Une citation de Jason Picard-Binet, président de Bastien industries

Même si les artisans sont davantage protégés par la loi aux États-Unis, la réalité n'est pas plus rose pour les peuples autochtones d'Hawaï, qui doivent composer avec les stéréotypes des visiteurs se rendant sur leurs îles.

Les touristes arrivent encore en pensant que les jupes d'herbe et les soutiens-gorge en noix de coco sont typiques des Autochtones d'Hawaï, mais le fait est qu'historiquement, les femmes ne couvraient pas leurs poitrines et que nos jupes n'étaient pas faites avec ces matériaux, explique Kalei Uwēko‘olani, responsable des programmations culturelles au Grand Wailea Resort, situé sur l'île de Maui.

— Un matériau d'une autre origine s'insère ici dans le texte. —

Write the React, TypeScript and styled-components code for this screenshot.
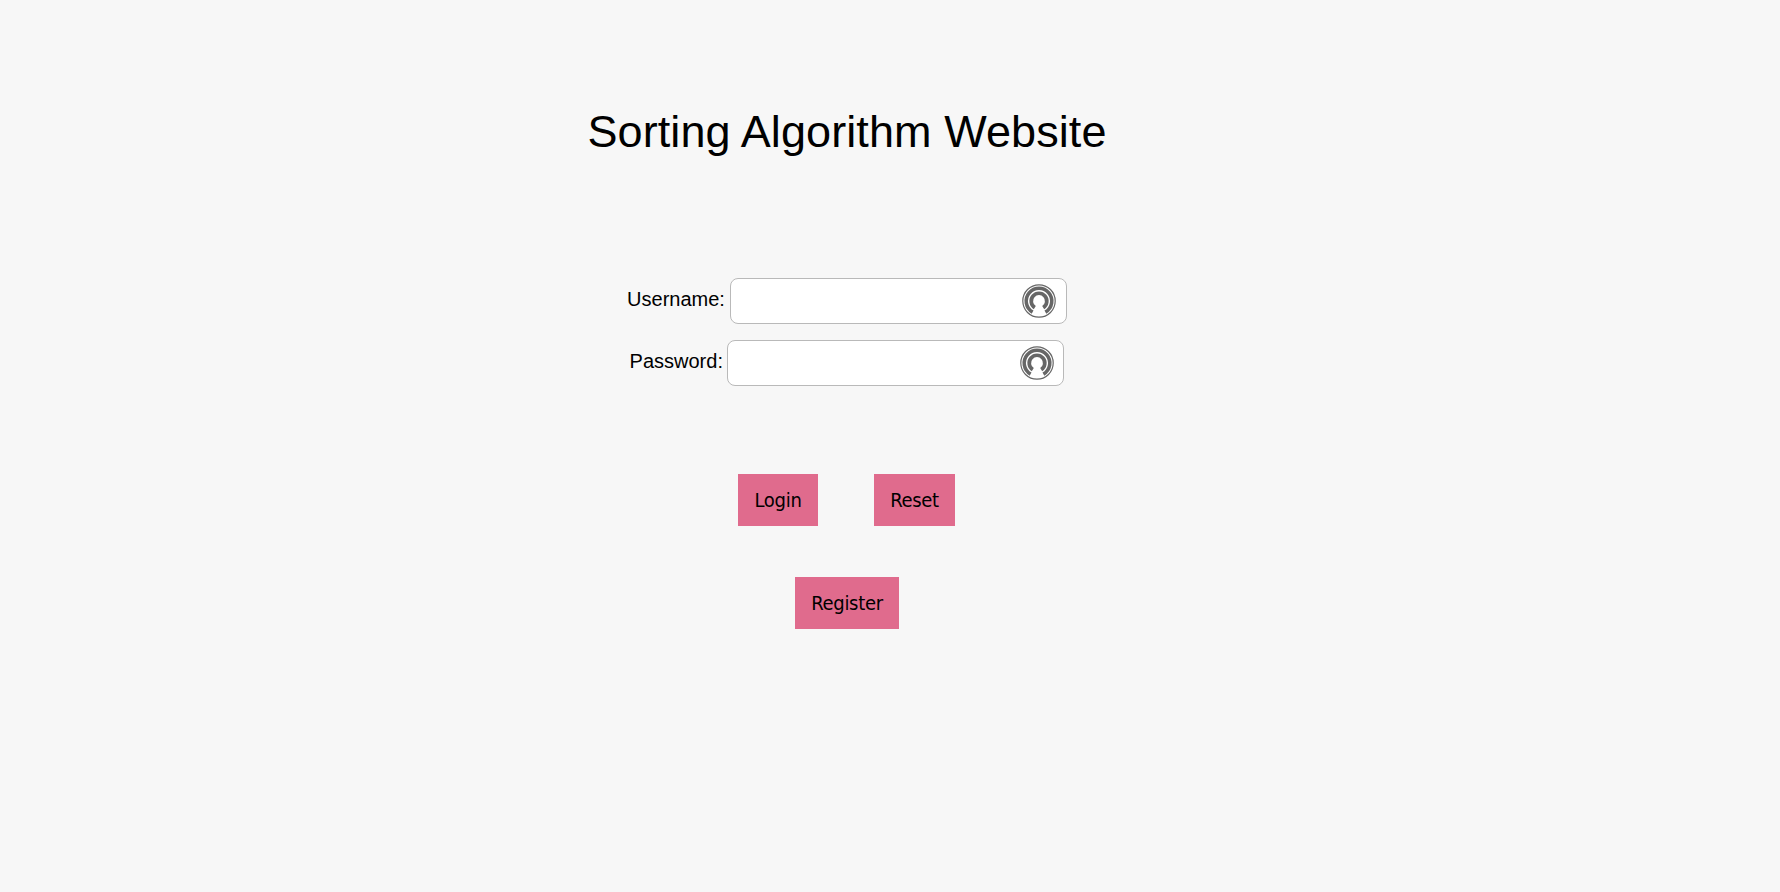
import React from 'react';
import styled, { createGlobalStyle } from 'styled-components';

const GlobalStyle = createGlobalStyle`
  body {
    margin: 0;
    min-height: 100vh;
    background: #f7f7f7;
    color: #000;
    font-family: Arial, 'Liberation Sans', sans-serif;
  }
`;

const Page = styled.main`
  display: flex;
  flex-direction: column;
  align-items: center;
  width: 1694px;
  padding-top: 106px;
`;

const Title = styled.h1`
  margin: 0;
  font-size: 45px;
  font-weight: 400;
  line-height: 52px;
  letter-spacing: 0.09px;
`;

const Form = styled.form`
  display: flex;
  flex-direction: column;
  align-items: center;
  margin-top: 120px;
`;

const Field = styled.div<{ $gap: number }>`
  display: flex;
  align-items: flex-start;
  gap: ${({ $gap }) => $gap}px;
  height: 46px;
  margin-bottom: 16px;
`;

const Label = styled.label`
  font-size: 20px;
  line-height: 24px;
  padding-top: 9px;
`;

const InputBox = styled.div<{ $inset: number }>`
  display: flex;
  align-items: center;
  box-sizing: border-box;
  width: 337px;
  height: 46px;
  padding-right: ${({ $inset }) => $inset}px;
  border: 1px solid #b9b9b9;
  border-radius: 8px;
  background: #fff;
`;

const Input = styled.input`
  flex: 1;
  min-width: 0;
  height: 42px;
  padding: 0 12px;
  border: 0;
  outline: 0;
  background: transparent;
  font: inherit;
  font-size: 20px;
`;

const Badge = styled.svg`
  display: block;
  width: 34px;
  height: 34px;
`;

const Actions = styled.div`
  display: flex;
  gap: 56px;
  margin-top: 72px;
  padding-right: 1px;
`;

const Button = styled.button<{ $width: number }>`
  width: ${({ $width }) => $width}px;
  height: 52px;
  padding: 0;
  border: 0;
  background: #e06b8d;
  color: #000;
  font-family: Tahoma, 'DejaVu Sans Condensed', 'DejaVu Sans', sans-serif;
  font-stretch: condensed;
  font-size: 20px;
  letter-spacing: -0.3px;
  white-space: nowrap;
`;

const RegisterRow = styled.div`
  margin-top: 51px;
`;

const KeyholeIcon = () => (
  <Badge viewBox="0 0 34 34" fill="none" stroke="#666" aria-hidden="true">
    <circle cx="17" cy="17" r="16.2" strokeWidth="1.2" />
    <path d="M10.6 28.1A12.8 12.8 0 1 1 23.4 28.1" strokeWidth="3.6" />
    <path d="M12.8 23.6A7.8 7.8 0 1 1 21.2 23.6" strokeWidth="3.7" />
  </Badge>
);

type TextFieldProps = { id: string; label: string; type: string; gap: number; inset: number };

const TextField = ({ id, label, type, gap, inset }: TextFieldProps) => (
  <Field $gap={gap}>
    <Label htmlFor={id}>{label}</Label>
    <InputBox $inset={inset}>
      <Input id={id} type={type} />
      <KeyholeIcon />
    </InputBox>
  </Field>
);

export default function App() {
  return (
    <>
      <GlobalStyle />
      <Page>
        <Title>Sorting Algorithm Website</Title>
        <Form onSubmit={(e) => e.preventDefault()}>
          <TextField id="username" label="Username:" type="text" gap={5} inset={10} />
          <TextField id="password" label="Password:" type="password" gap={4.5} inset={9} />
          <Actions>
            <Button type="submit" $width={80}>Login</Button>
            <Button type="reset" $width={81}>Reset</Button>
          </Actions>
          <RegisterRow>
            <Button type="button" $width={104}>Register</Button>
          </RegisterRow>
        </Form>
      </Page>
    </>
  );
}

Elle juge qu'il est toujours difficile pour les touristes de distinguer le vrai du faux, et qu'au final, ce sont les communautés qui en paient le prix.

Tout ce que l'on peut faire, c'est de l'éducation. On s'assure de les familiariser avec nos enjeux avant de les divertir. Mais beaucoup viennent, achètent des objets faits en Chine qu'ils croient autochtones et repartent, souligne-t-elle.

Même son de cloche du côté de Sebastián Paoa, PDG de KAVA KAVA TOURS, à Rapa Nui – l'île de Pâques. Selon lui, il est impossible de prétendre fournir des expériences authentiques tant que les peuples concernés ne sont pas partie prenante de toutes les étapes des projets.